Saint Maximilian Kolbe: His voluntary sacrifice in Auschwitz, offering his life in place of a stranger, demonstrates the ultimate act of valuing human life and dignity. Kolbe’s martyrdom is an extreme example of the Christian belief in the sanctity of life and the call to selfless love.

Saint Elizabeth of Hungary: Known for her devotion to the sick and the poor, Saint Elizabeth’s life was a testament to the belief that caring for the least among us is a way of honoring the sanctity of life. Her service to the destitute and sick was rooted in her deep respect for human dignity.

Saint John Paul II: Before becoming Pope, Karol Wojtyła’s philosophical works delved into personalism, a philosophy that emphasizes the dignity and worth of each individual. This perspective profoundly influenced his papal teachings on the value of human life.

Saint Teresa of Ávila and Saint John of the Cross: These mystics of the Church, through their spiritual writings, highlight the value and dignity of the human soul. Their works suggest that each individual, as a creation of God, holds an inherent worth beyond measure.
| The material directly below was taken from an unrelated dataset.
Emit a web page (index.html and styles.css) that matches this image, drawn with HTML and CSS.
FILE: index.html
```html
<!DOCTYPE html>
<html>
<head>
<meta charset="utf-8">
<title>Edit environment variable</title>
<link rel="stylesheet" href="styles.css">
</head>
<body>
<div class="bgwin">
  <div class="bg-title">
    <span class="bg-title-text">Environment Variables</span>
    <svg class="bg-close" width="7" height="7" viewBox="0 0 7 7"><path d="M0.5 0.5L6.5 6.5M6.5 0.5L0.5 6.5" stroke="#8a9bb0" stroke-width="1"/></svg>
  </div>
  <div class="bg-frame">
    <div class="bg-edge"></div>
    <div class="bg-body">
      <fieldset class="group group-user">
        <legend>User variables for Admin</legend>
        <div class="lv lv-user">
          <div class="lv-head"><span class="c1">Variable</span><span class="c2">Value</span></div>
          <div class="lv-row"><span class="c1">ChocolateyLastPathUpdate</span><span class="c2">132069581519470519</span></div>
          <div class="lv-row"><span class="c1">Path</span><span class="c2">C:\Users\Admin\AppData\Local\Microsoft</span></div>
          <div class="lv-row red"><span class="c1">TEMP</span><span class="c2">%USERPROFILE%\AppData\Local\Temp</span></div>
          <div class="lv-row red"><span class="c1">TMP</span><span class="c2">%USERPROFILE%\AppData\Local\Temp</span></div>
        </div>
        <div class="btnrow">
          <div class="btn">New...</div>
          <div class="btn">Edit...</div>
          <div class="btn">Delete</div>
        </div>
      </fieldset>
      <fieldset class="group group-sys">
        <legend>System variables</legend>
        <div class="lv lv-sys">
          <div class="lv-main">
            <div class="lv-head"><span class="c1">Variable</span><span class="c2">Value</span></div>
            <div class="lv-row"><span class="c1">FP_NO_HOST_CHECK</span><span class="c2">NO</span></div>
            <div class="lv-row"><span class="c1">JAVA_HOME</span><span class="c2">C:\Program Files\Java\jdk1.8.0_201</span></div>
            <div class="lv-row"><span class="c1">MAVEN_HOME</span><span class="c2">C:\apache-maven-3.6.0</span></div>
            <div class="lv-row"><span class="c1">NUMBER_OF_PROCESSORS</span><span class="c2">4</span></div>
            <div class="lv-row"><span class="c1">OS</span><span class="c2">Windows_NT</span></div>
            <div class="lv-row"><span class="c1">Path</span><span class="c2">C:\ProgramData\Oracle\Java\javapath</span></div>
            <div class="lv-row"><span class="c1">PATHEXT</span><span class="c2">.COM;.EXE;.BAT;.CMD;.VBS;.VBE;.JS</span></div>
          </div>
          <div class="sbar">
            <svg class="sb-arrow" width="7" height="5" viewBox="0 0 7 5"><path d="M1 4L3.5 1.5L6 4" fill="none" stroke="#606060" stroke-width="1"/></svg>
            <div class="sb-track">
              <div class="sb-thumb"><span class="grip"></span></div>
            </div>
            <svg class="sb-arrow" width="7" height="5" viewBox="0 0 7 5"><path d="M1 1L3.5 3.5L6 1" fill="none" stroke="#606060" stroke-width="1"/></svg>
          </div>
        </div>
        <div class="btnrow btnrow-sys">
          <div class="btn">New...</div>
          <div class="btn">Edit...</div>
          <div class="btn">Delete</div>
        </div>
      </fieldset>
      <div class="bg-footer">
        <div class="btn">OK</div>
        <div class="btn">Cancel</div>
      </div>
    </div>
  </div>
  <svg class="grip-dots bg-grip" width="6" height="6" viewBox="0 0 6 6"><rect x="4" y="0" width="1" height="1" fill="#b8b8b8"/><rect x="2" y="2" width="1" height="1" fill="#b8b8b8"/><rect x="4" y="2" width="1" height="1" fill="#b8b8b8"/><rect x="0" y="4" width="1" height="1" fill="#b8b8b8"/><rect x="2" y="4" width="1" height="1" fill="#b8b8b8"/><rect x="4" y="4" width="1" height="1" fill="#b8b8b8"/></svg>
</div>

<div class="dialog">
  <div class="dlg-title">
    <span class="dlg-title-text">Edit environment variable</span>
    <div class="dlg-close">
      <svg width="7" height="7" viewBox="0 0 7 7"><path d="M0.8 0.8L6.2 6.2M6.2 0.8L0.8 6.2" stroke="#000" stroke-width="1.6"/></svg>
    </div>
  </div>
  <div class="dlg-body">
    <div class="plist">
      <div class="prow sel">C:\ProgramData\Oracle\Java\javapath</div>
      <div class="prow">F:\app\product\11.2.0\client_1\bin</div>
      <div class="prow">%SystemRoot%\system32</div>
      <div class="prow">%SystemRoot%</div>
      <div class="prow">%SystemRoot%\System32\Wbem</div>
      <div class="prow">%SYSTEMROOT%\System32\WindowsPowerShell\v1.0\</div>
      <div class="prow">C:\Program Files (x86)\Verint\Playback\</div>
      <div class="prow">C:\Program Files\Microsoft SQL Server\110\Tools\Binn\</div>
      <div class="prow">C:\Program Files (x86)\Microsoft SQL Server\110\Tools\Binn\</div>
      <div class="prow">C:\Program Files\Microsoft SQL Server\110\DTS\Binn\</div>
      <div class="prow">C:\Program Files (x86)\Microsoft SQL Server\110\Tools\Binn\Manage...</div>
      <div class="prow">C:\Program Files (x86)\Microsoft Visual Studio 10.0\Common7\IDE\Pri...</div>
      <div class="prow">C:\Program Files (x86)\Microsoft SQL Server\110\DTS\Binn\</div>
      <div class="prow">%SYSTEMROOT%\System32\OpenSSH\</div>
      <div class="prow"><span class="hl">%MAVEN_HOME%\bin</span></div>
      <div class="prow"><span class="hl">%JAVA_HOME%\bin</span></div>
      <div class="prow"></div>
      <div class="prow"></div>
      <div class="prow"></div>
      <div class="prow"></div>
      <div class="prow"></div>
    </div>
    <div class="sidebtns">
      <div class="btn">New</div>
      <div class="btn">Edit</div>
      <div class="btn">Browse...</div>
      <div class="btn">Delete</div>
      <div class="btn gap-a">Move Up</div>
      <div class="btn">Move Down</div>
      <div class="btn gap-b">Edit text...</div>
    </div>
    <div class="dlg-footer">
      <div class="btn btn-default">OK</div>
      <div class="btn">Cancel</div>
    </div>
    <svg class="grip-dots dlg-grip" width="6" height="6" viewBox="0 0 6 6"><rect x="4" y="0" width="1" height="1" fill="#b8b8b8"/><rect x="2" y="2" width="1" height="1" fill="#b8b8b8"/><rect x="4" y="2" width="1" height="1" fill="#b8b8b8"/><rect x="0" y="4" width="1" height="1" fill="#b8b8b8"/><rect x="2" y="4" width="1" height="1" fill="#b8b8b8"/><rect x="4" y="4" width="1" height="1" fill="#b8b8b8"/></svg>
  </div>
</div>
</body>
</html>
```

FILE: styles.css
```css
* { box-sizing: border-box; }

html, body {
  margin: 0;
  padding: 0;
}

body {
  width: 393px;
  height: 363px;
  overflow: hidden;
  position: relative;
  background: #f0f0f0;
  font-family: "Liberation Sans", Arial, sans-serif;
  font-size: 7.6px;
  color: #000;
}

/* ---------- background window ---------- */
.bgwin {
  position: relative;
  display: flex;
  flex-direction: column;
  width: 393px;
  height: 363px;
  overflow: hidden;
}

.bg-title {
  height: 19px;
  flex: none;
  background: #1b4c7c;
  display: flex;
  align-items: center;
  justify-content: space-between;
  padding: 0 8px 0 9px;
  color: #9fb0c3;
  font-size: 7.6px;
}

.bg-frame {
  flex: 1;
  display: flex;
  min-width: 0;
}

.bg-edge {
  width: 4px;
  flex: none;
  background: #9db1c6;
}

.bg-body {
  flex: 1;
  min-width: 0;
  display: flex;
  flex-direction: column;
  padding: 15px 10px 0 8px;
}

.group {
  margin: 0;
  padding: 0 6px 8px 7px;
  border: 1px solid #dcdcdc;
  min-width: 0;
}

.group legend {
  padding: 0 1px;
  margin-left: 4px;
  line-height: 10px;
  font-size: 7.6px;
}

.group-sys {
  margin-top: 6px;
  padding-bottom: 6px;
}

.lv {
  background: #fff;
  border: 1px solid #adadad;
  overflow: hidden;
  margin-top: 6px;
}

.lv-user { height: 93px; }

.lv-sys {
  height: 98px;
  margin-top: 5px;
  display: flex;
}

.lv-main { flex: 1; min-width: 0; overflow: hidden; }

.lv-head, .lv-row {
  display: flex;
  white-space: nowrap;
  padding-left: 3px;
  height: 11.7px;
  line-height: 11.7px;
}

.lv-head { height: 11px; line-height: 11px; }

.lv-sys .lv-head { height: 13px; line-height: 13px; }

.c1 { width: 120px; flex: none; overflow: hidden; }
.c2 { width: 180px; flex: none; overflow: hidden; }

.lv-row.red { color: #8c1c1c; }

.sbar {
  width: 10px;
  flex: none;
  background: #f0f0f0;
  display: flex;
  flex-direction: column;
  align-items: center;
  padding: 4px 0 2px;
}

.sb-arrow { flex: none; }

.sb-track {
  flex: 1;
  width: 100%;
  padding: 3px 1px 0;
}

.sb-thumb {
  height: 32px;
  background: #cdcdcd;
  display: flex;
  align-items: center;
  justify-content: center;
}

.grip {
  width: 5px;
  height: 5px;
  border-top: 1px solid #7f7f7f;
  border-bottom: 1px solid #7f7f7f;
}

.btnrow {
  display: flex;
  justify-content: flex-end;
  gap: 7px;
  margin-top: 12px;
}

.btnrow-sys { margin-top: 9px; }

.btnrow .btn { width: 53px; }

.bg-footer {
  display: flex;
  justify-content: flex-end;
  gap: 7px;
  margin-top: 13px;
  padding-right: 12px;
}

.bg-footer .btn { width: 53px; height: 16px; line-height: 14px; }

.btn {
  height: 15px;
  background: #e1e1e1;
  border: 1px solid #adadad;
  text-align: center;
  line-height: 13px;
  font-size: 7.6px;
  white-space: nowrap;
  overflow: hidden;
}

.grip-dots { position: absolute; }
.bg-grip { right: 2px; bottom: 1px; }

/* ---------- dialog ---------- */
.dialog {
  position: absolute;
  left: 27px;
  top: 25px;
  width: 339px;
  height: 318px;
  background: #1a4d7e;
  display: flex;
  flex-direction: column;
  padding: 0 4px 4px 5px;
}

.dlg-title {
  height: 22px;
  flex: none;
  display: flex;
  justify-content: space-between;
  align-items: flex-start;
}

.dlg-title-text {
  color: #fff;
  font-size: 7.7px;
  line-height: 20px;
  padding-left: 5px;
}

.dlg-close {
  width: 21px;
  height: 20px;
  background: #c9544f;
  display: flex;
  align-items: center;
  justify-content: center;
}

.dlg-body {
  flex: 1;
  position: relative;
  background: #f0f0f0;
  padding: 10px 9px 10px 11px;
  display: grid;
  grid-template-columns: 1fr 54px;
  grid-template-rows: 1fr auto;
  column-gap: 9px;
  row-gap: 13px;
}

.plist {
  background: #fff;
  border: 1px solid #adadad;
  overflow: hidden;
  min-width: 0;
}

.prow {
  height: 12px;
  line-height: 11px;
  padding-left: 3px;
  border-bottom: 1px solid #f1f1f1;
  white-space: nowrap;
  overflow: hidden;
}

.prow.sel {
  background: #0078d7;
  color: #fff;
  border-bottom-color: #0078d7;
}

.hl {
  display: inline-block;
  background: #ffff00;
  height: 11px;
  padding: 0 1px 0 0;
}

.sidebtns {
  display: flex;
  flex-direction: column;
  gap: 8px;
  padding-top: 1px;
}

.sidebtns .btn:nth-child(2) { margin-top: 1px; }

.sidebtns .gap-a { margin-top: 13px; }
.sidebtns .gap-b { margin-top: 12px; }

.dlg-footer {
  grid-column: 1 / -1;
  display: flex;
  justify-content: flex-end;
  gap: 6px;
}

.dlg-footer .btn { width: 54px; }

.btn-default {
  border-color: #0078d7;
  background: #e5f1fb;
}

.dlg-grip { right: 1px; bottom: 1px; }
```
Saint Francis of Assisi: Known for his love of all creation, Saint Francis exemplified a deep reverence for life in all its forms. His approach to life, seeing it as a manifestation of God’s creation, underscores the interconnectedness of all beings and the respect due to each.

In the modern world, these teachings offer a moral compass on issues such as abortion. The consistent message from these figures is the unassailable worth of human life and the responsibility to protect and cherish it.